Florida Sen. Marco Rubio, a rising star in the Republican Party, has introduced a bill that would reverse the narrow religious exemption in the Obama administration’s “contraceptive mandate.”

WASHINGTON — Sen. Marco Rubio, R-Fla., has offered a remedy to the ongoing controversy over a government insurance mandate that encroaches religious liberty.

Rubio on Jan. 31 introduced the Religious Freedom Restoration Act of 2012, marking the GOP’s first legislative response to the Obama administration’s regulation requiring coverage of contraception and sterilization for all private employer health plans.

The bill is designed to repeal the narrow religious exemption included in the federal rule. Approved on Jan. 20, the mandate, from the U.S. Department of Health and Human Services, has since been denounced by Cardinal-designate Timothy Dolan of New York, president of the U.S. Conference of Catholic Bishops, and more than 100 bishops throughout the nation.

In a statement released Jan. 31 marking his sponsorship of the legislation, Rubio described the contraception mandate as a violation of “the conscience rights and religious liberties of our people.”

“Under this president, we have a government that has grown too big, too costly and now even more overbearing by forcing religious entities to abandon their beliefs.

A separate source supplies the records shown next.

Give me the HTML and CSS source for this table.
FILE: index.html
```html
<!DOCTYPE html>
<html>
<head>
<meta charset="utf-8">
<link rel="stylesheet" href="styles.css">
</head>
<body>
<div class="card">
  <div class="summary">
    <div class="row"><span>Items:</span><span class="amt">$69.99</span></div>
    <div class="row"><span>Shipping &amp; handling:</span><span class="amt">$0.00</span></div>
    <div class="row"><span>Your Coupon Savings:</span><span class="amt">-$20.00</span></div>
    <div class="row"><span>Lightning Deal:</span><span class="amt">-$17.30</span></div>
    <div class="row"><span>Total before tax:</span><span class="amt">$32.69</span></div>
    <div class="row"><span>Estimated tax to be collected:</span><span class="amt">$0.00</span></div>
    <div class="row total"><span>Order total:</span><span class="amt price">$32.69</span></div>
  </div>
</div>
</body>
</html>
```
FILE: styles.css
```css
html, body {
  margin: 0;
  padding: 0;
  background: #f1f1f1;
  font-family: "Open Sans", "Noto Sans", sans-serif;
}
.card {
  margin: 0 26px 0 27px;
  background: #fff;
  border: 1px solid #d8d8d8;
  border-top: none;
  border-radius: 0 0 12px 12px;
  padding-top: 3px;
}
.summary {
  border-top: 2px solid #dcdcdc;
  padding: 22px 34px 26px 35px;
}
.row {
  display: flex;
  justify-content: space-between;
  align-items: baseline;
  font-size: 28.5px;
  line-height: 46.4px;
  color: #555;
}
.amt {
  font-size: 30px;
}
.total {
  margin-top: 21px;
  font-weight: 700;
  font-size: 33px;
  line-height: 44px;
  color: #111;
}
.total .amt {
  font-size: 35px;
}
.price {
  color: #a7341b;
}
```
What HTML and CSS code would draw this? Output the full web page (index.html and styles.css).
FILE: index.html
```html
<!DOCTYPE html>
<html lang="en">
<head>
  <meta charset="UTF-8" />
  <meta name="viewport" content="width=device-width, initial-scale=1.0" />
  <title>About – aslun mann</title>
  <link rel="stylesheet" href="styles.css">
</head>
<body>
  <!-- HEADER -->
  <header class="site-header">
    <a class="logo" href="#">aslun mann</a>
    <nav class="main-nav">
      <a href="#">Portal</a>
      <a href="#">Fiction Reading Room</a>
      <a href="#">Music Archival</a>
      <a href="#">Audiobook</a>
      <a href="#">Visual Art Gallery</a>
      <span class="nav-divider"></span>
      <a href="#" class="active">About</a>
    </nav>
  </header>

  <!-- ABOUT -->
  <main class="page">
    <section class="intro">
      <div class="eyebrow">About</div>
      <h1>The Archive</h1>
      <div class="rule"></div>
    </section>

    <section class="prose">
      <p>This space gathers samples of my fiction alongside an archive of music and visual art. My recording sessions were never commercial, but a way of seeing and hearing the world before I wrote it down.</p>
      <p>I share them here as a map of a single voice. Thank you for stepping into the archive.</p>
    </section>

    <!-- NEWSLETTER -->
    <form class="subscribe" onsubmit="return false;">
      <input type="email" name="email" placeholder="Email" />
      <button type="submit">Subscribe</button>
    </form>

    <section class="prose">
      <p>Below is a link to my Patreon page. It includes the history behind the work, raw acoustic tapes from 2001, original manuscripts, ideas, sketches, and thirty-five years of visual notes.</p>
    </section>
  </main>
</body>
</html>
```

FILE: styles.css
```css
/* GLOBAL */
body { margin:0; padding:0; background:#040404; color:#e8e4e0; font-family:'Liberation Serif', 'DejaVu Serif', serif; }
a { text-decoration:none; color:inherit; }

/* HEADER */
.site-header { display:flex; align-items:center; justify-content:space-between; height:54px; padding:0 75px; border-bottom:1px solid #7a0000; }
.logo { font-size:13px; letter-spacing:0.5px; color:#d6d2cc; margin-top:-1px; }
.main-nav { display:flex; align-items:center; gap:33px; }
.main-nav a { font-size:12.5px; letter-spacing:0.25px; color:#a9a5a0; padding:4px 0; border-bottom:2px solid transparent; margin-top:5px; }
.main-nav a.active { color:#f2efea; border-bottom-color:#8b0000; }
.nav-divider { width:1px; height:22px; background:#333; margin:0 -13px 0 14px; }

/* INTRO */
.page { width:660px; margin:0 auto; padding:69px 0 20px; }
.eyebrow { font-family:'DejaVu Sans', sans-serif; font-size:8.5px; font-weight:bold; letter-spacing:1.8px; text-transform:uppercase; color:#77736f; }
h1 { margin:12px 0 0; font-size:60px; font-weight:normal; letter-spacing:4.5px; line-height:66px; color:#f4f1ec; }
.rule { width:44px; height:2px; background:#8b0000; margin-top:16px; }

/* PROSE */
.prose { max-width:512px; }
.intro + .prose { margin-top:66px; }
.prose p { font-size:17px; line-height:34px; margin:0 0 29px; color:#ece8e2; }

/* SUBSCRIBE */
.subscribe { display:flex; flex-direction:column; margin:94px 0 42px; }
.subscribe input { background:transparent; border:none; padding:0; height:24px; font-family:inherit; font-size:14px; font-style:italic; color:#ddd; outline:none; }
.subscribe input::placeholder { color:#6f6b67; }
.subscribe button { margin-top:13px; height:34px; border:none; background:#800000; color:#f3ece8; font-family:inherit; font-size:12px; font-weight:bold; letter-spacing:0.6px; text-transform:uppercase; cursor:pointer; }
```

This is a commonsense bill that simply says the government can’t force religious organizations to abandon the fundamental tenets of their faith because the government says so,” the freshman senator said.

Initial response to the bill from the bishops’ conference was favorable. Bishop William Lori, chairman of the USCCB Ad Hoc Committee on Religious Liberty, said he “welcomed” Rubio’s bill.

“It would address the immediate threat caused by the HHS ruling,” Bishop Lori said in a telephone interview Jan. 31. “I do hope it will find broad bipartisan support and make its way to President Obama’s desk.”

Bishop Lori added that he also supported the Respect for Rights of Conscience Act, introduced by Rep. Jeff Fortenberry, R-Neb. He noted that in January he and Cardinal-designate Dolan sent a sample letter to bishops that could be read by pastors in their dioceses. “We gave them an opportunity to contact their representatives for remedies,” Bishop Lori said. “The Fortenberry bill and the Rubio bill are the kinds of legislation that should be broadly supported by many Americans.”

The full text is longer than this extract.